Looky looky the email I got last night …
Thank you for this, and thanks for reaching out – but I did speak my truth.
Immediately after receiving that text I let him know that I had to tell him how I felt and that I was truly disappointed. It had less to do with just the dinner and more to do with this special time that I thought we were ready to spend together based on us dating so much. The whole thing was just shit – but what really got me though is the fact that after I posted on it, we then talked on the phone, and he said that he had no idea what I did for a living. He KNEW I ran the website obvi, but he said he never thought he’d be the subject of a blog post.
I then scratched my head and got LIVID. Have you not been listening to anything that came out of my mouth for the last month and some change that we were dating?? I was EXTREMELY transparent with this guy from TEXT ONE!!! I even have evidence!!! In our VERY first text exchange I explain to him that I am a lifecaster and he goes I am what a coincidence I am a lifecatcher.

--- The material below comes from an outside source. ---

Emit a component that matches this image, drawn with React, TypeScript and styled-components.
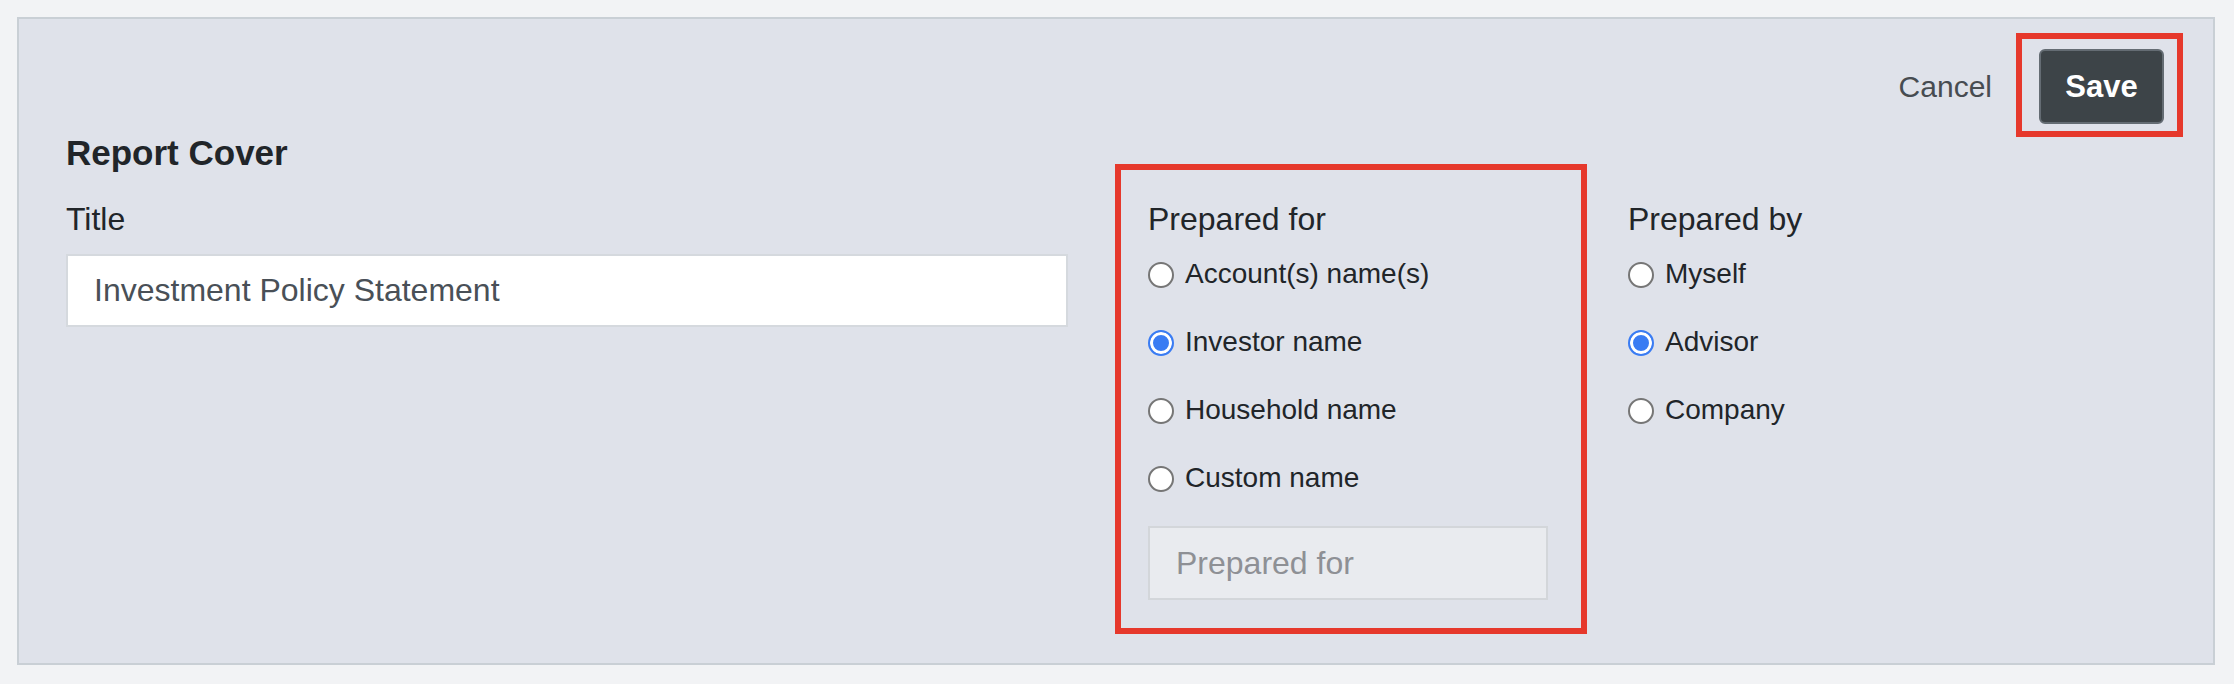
import { FC } from "react";
import styled, { createGlobalStyle } from "styled-components";

const GlobalStyle = createGlobalStyle`
    body {
        margin: 0;
        background-color: #f2f3f5;
        font-family: "Liberation Sans", Arial, sans-serif;
        color: #212529;
    }
`;

const Panel = styled.section`
    margin: 17px 19px 0 17px;
    border: 2px solid #c9cfd5;
    background-color: #dfe2ea;
    padding: 30px 49px 63px 47px;
`;

const Actions = styled.div`
    display: flex;
    justify-content: flex-end;
    align-items: center;
    gap: 47px;
`;

const CancelLink = styled.span`
    font-size: 30px;
    font-weight: 300;
    color: #474c51;
    line-height: 36px;
`;

// red annotation frame drawn over an element
const Marked = styled.div<{ $inset: string }>`
    position: relative;
    &::after {
        content: "";
        position: absolute;
        inset: ${p => p.$inset};
        border: 6px solid #e6382c;
        pointer-events: none;
    }
`;

const SaveButton = styled.button`
    display: block;
    width: 125px;
    height: 75px;
    background-color: #3d4448;
    border: 2px solid #646c73;
    border-radius: 6px;
    color: #fff;
    font-family: "Liberation Sans", Arial, sans-serif;
    font-size: 31px;
    font-weight: bold;
    padding: 0;
`;

const Heading = styled.h2`
    margin: 9px 0 27px;
    font-size: 35px;
    line-height: 40px;
    font-weight: bold;
    color: #212529;
`;

const Columns = styled.div`
    display: grid;
    grid-template-columns: 1002px 400px 1fr;
    column-gap: 80px;
    align-items: start;
`;

const Column = styled.div`
    display: flex;
    flex-direction: column;
`;

const Label = styled.div`
    font-size: 32px;
    line-height: 38px;
`;

const TextInput = styled.input<{ $muted?: boolean }>`
    box-sizing: border-box;
    width: 100%;
    height: ${p => (p.$muted ? "74px" : "73px")};
    margin-top: ${p => (p.$muted ? "29px" : "16px")};
    padding: 0 26px;
    border: 2px solid ${p => (p.$muted ? "#d3d6da" : "#d5d9de")};
    background-color: ${p => (p.$muted ? "#e9ebef" : "#fff")};
    font-family: "Liberation Sans", Arial, sans-serif;
    font-size: 32px;
    color: #495057;
    outline: none;
    &::placeholder {
        color: #8e9095;
    }
`;

const Options = styled.div`
    display: flex;
    flex-direction: column;
    gap: 30px;
    margin-top: 17px;
`;

const Option = styled.label`
    display: flex;
    align-items: center;
    gap: 11px;
    height: 38px;
    font-size: 28px;
    line-height: 38px;
`;

const Radio = styled.input.attrs({ type: "radio" })`
    appearance: none;
    box-sizing: border-box;
    width: 26px;
    height: 26px;
    margin: 1px 0 0;
    border-radius: 50%;
    border: 2px solid #767676;
    background-color: #fff;
    flex-shrink: 0;
    &:checked {
        border-color: #3a7cf3;
        background-color: #3a7cf3;
        box-shadow: inset 0 0 0 3px #fff;
    }
`;

type Group = {
    name: string;
    title: string;
    options: string[];
    selected: string;
};

const RadioGroup: FC<Group> = ({ name, title, options, selected }) => (
    <>
        <Label>{title}</Label>
        <Options>
            {options.map(o => (
                <Option key={o}>
                    <Radio name={name} defaultChecked={o === selected} />
                    {o}
                </Option>
            ))}
        </Options>
    </>
);

const App: FC = () => {
    return (
        <>
            <GlobalStyle />
            <Panel>
                <Actions>
                    <CancelLink>Cancel</CancelLink>
                    <Marked $inset="-16px -19px -13px -23px">
                        <SaveButton>Save</SaveButton>
                    </Marked>
                </Actions>
                <Heading>Report Cover</Heading>
                <Columns>
                    <Column>
                        <Label>Title</Label>
                        <TextInput defaultValue="Investment Policy Statement" />
                    </Column>
                    <Marked $inset="-36px -39px -34px -33px">
                        <Column>
                            <RadioGroup
                                name="for"
                                title="Prepared for"
                                options={["Account(s) name(s)", "Investor name", "Household name", "Custom name"]}
                                selected="Investor name"
                            />
                            <TextInput $muted placeholder="Prepared for" />
                        </Column>
                    </Marked>
                    <Column>
                        <RadioGroup
                            name="by"
                            title="Prepared by"
                            options={["Myself", "Advisor", "Company"]}
                            selected="Advisor"
                        />
                    </Column>
                </Columns>
            </Panel>
        </>
    );
};

export default App;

I then directed him to the website and told him to check out anything he wants to know about me there. He considered it cheating (which I get), but because he had yet to check out the site at ALL he genuinely had no idea what he was getting himself into.
Totally get it … still really liked the guy and wish him well … great, great, guy all around … but this is bullshit.
I live and die for this website. It is my passion, it is my life’s work, and being transparent isn’t an excuse to share mundane details on “what you had for breakfast” … for me it is extremely spiritual. I’ve been keeping journals all of my life but by publishing my inner most thoughts it holds me accountable for my actions, for my state of consciousness, and keeps a track record of my personal growth while at the same time inspiring others to do the same. Dudes, the emails I wake up to every. single. morning. blow me away!! Here I am always feeling so isolated with my weird and wonky thoughts but low and behold – boom! I’m not special only awesome and other people feel the same way.
IT’S THE GREATEST THING EVER …. but obviously not for everyone.
So I can move forward in a more efficient manner with guys in the future I would like to take said transparency to another level and LITERALLY come with a disclaimer for all future guys I will date.
Here you go …
1) I lead a very very very public life. I am hands down one of the most google-able people on the net, and at any point in time you can read what I am thinking on my twitter page, see where I am on Foursquare, or flip through my past on Facebook.
With that public life comes a loss of anonymity. Even if I don’t write about a date, or even if I haven’t checked in where we are on Foursquare …. if we are in a bar in LA someone will probably come up and say something about reading the site. This doesn’t mean that I want to sleep with the guy or girl, it is all part of what I do and all part of the experience I create for people with this brand.
2) If you are in my life, I will most likely write about you. I am extremely devoted to what I do; I no longer document dates in real time, but yes, at some point during our courtship I will be giving you a nickname and I will be writing out our story. I use a lot of “I’s and me’s” as I will never, ever, speak for you – but please understand that again, I document experiences in dating. As a side note, if we do end up getting into a serious relationship I will ALWAYS ALWAYS ALWAYS give you a heads up that I am posting on something we shared to check with you that it is okay to then share that with the audience. I currently do this with my family, and have had no problem … same courtesy will be extended.
3) Until we are in a committed relationship I will continue to date other people. I FIRMLY believe that until you are in a serious and committed relationship with someone, you absolutely absolutely absolutely have to keep dating other people. There is something energetic that happens, but when a chickadee is really into a guy her number one job is to keep seeing other guys to not mess it all up. It’s obvi not an exact science but has proven to be really true based on what I’ve learned in the field. Even if we are dating, and even if I am REALLY into you, I have to have to have to keep dating until we are officially boyfriend and girlfriend. I will of COURSE expect you to be doing the same – so please don’t assume this is only one sided.
As a side note, if we are sleeping together though please know that you are the only person I am sleeping with. I gave up all forms of casual sex last year and while I can’t ask you to exactly do the same just please bear in mind that that is my baseline.
4) I am a very curious person. Speaking of sex, I am an EXTREMELY curious person and enjoy exploring human nature in it’s rawest form. Said curiosity has lead me to places like sex and fetish clubs. Sometimes I do these things strictly for work so I can understand people better (which comes in handy because I am a trend spotter and predicting patterns from people is my life’s blood). I have not, and will not EVER cheat on someone.
Period end of sentence.
If we are in a relationship I will not kiss other people, have other people touch me in any sexual manner (without your permission), and even being at these clubs and in these environments my clothing will absolutely absolutely absolutely always stay on.
** Bonus points however will be given out to the guy that wants to explore these places with me. **
These are all of my bottom lines. If you’d like to continue dating me at this point, rad!! Let’s keep it rockin!! If not, totally get that this lifestyle choice is not for everyone, please kindly drop me a text or call and let me know.